## WORK REQUIRED
Using the data below, gather each line that includes the word "this".

------------------------------------------------

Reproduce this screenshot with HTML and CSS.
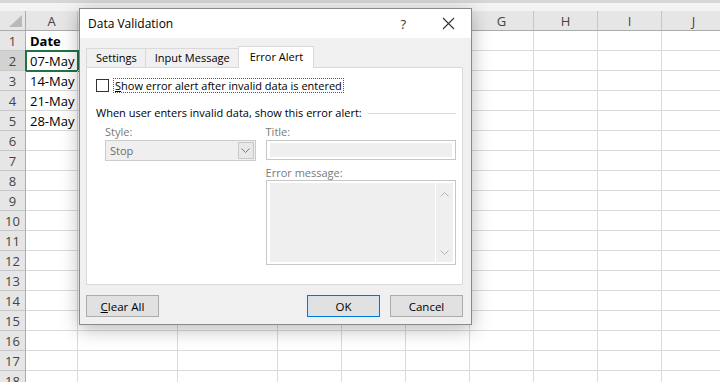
FILE: index.html
```html
<!DOCTYPE html>
<html lang="en">
<head>
  <meta charset="UTF-8">
  <title>Data Validation</title>
  <link rel="stylesheet" href="styles.css">
</head>
<body>
  <div class="sheet">
    <div class="topbar"></div>
    <div class="grid" id="grid"></div>

    <div class="dialog">
      <div class="titlebar">
        <span class="title">Data Validation</span>
        <span class="help">?</span>
        <svg class="close" width="13" height="13" viewBox="0 0 13 13"><path d="M1 1L12 12M12 1L1 12" stroke="#333" stroke-width="1.1" fill="none"/></svg>
      </div>
      <div class="body">
        <div class="tabs">
          <div class="tab">Settings</div>
          <div class="tab">Input Message</div>
          <div class="tab selected">Error Alert</div>
        </div>
        <div class="panel">
          <div class="check-row">
            <span class="checkbox"></span>
            <span class="check-label"><u>S</u>how error alert after invalid data is entered</span>
          </div>
          <div class="group-head">
            <span>When user enters invalid data, show this error alert:</span>
            <span class="rule"></span>
          </div>
          <div class="fields">
            <div class="col-left">
              <div class="label">Style:</div>
              <div class="select">
                <span>Stop</span>
                <span class="arrow">
                  <svg width="9" height="6" viewBox="0 0 9 6"><path d="M0.5 0.5L4.5 4.5L8.5 0.5" stroke="#7a7a7a" fill="none"/></svg>
                </span>
              </div>
            </div>
            <div class="col-right">
              <div class="label">Title:</div>
              <div class="input"><div class="fill"></div></div>
              <div class="label msg">Error message:</div>
              <div class="textarea">
                <div class="fill"></div>
                <div class="scroll">
                  <svg width="9" height="6" viewBox="0 0 9 6"><path d="M0.5 5.5L4.5 1.5L8.5 5.5" stroke="#b5b5b5" fill="none"/></svg>
                  <svg width="9" height="6" viewBox="0 0 9 6"><path d="M0.5 0.5L4.5 4.5L8.5 0.5" stroke="#b5b5b5" fill="none"/></svg>
                </div>
              </div>
            </div>
          </div>
        </div>
        <div class="buttons">
          <button class="btn"><u>C</u>lear All</button>
          <span class="spacer"></span>
          <button class="btn default">OK</button>
          <button class="btn">Cancel</button>
        </div>
      </div>
    </div>
  </div>

  <script>
    const grid = document.getElementById("grid");
    const cols = ["", "A", "B", "C", "D", "E", "F", "G", "H", "I", "J"];
    const data = { 1: "Date", 2: "07-May", 3: "14-May", 4: "21-May", 5: "28-May" };

    // header row (B..F sit under the dialog, so they stay empty)
    cols.forEach(function (c, i) {
      const cell = document.createElement("div");
      cell.className = i === 0 ? "cell corner" : "cell colhead";
      cell.textContent = (i >= 2 && i <= 6) ? "" : c;
      grid.append(cell);
    });

    for (let r = 1; r <= 18; r++) {
      const head = document.createElement("div");
      head.className = r === 2 ? "cell rowhead sel" : "cell rowhead";
      head.textContent = r;
      grid.append(head);
      for (let c = 1; c < cols.length; c++) {
        const cell = document.createElement("div");
        cell.className = "cell";
        if (c === 1 && data[r]) {
          cell.textContent = data[r];
          if (r === 1) cell.classList.add("bold");
          if (r === 2) cell.classList.add("current");
        }
        grid.append(cell);
      }
    }
  </script>
</body>
</html>
```

FILE: styles.css
```css
body {
  margin: 0;
  overflow: hidden;
  background: #fff;
}

.sheet {
  position: relative;
  width: 720px;
  height: 382px;
  overflow: hidden;
}

.topbar {
  height: 11px;
  background: #f3f3f3;
  border-top: 3px solid #d6d6d6;
  box-sizing: border-box;
}

.grid {
  display: grid;
  grid-template-columns: 26px 52px 100px 100px 64px 64px 64px 64px 64px 64px 64px;
  grid-auto-rows: 20px;
  font-family: "Open Sans", sans-serif;
  font-size: 13px;
  color: #000;
}

.cell {
  box-sizing: border-box;
  border-right: 1px solid #dadada;
  border-bottom: 1px solid #dadada;
  padding-left: 4px;
  line-height: 20px;
  white-space: nowrap;
}

.bold {
  font-weight: 700;
}

.current {
  outline: 2px solid #217346;
  outline-offset: -1px;
}

.colhead,
.corner,
.rowhead {
  background: #e6e6e6;
  color: #444;
  padding-left: 0;
  text-align: center;
}

.colhead {
  border-right: 1px solid #c6c6c6;
  border-bottom: 1px solid #ababab;
}

.corner {
  position: relative;
  border-right: 1px solid #ababab;
  border-bottom: 1px solid #ababab;
}

.corner::after {
  content: "";
  position: absolute;
  right: 3px;
  bottom: 3px;
  border-left: 13px solid transparent;
  border-bottom: 12px solid #b9b9b9;
}

.rowhead {
  border-right: 1px solid #ababab;
  border-bottom: 1px solid #c6c6c6;
}

.rowhead.sel {
  background: #d2d2d2;
}

/* dialog */

.dialog {
  position: absolute;
  left: 79px;
  top: 8px;
  width: 393px;
  height: 317px;
  box-sizing: border-box;
  border: 1px solid #8a8a8a;
  background: #f0f0f0;
  box-shadow: 0 4px 18px rgba(0, 0, 0, 0.28);
  font-family: "Open Sans", sans-serif;
  font-size: 11px;
  color: #000;
}

.titlebar {
  height: 29px;
  background: #fff;
  display: flex;
  align-items: center;
  padding-left: 8px;
  padding-right: 16px;
}

.title {
  font-size: 12px;
  flex: 1;
}

.help {
  font-size: 13px;
  color: #333;
  margin-right: 36px;
}

.body {
  padding: 8px 8px 0 6px;
}

.tabs {
  display: flex;
  height: 21px;
  align-items: flex-end;
}

.tab {
  height: 19px;
  line-height: 18px;
  box-sizing: border-box;
  border: 1px solid #d9d9d9;
  border-bottom: none;
  border-right: none;
  padding: 0 8px 0 9px;
  background: #f0f0f0;
}

.tab.selected {
  height: 22px;
  line-height: 20px;
  margin-bottom: -1px;
  border-right: 1px solid #d9d9d9;
  background: #fff;
  position: relative;
  padding: 0 10px 0 11px;
}

.panel {
  height: 218px;
  box-sizing: border-box;
  border: 1px solid #d9d9d9;
  background: #fff;
  padding: 10px 6px 0 9px;
}

.check-row {
  display: flex;
  align-items: center;
  height: 14px;
}

.checkbox {
  width: 13px;
  height: 13px;
  box-sizing: border-box;
  border: 1px solid #333;
  background: #fff;
  margin-right: 4px;
}

.check-label {
  border: 1px dotted #555;
  padding: 0 1px;
  line-height: 13px;
}

.group-head {
  display: flex;
  align-items: center;
  margin-top: 13px;
  gap: 6px;
}

.rule {
  flex: 1;
  border-top: 1px solid #dcdcdc;
  margin-top: 1px;
}

.fields {
  display: flex;
  gap: 10px;
  padding-left: 9px;
  margin-top: 3px;
}

.col-left {
  width: 151px;
}

.col-right {
  width: 191px;
}

.label {
  color: #7a7a7a;
  height: 17px;
  line-height: 17px;
}

.label.msg {
  margin-top: 5px;
  height: 15px;
  line-height: 15px;
}

.select {
  height: 21px;
  box-sizing: border-box;
  border: 1px solid #cccccc;
  background: #efefef;
  display: flex;
  align-items: center;
  padding: 1px 1px 1px 4px;
  color: #6d6d6d;
}

.select span:first-child {
  flex: 1;
}

.arrow {
  width: 16px;
  height: 17px;
  box-sizing: border-box;
  border: 1px solid #c8c8c8;
  background: #e8e8e8;
  display: flex;
  align-items: center;
  justify-content: center;
}

.input {
  height: 20px;
  box-sizing: border-box;
  border: 1px solid #c6c6c6;
  background: #fff;
  padding: 2px 3px;
}

.fill {
  height: 100%;
  background: #efefef;
}

.textarea {
  height: 85px;
  box-sizing: border-box;
  border: 1px solid #c6c6c6;
  background: #fff;
  padding: 2px 2px 2px 3px;
  display: flex;
}

.textarea .fill {
  flex: 1;
  height: auto;
}

.scroll {
  width: 17px;
  background: #efefef;
  border-left: 1px solid #fff;
  display: flex;
  flex-direction: column;
  justify-content: space-between;
  align-items: center;
  padding: 8px 0 6px;
}

.buttons {
  display: flex;
  gap: 10px;
  margin-top: 10px;
}

.spacer {
  flex: 1;
}

.btn {
  width: 73px;
  height: 22px;
  box-sizing: border-box;
  border: 1px solid #adadad;
  background: #e1e1e1;
  font-family: "Open Sans", sans-serif;
  font-size: 11.5px;
  color: #000;
  padding: 0;
}

.btn.default {
  border: 1px solid #0078d7;
  box-shadow: inset 0 0 0 1px #cfe3f5;
}
```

------------------------------------------------

## EXPECTED ANSWER
Reproduce this screenshot with HTML and CSS.
            <span>When user enters invalid data, show this error alert:</span>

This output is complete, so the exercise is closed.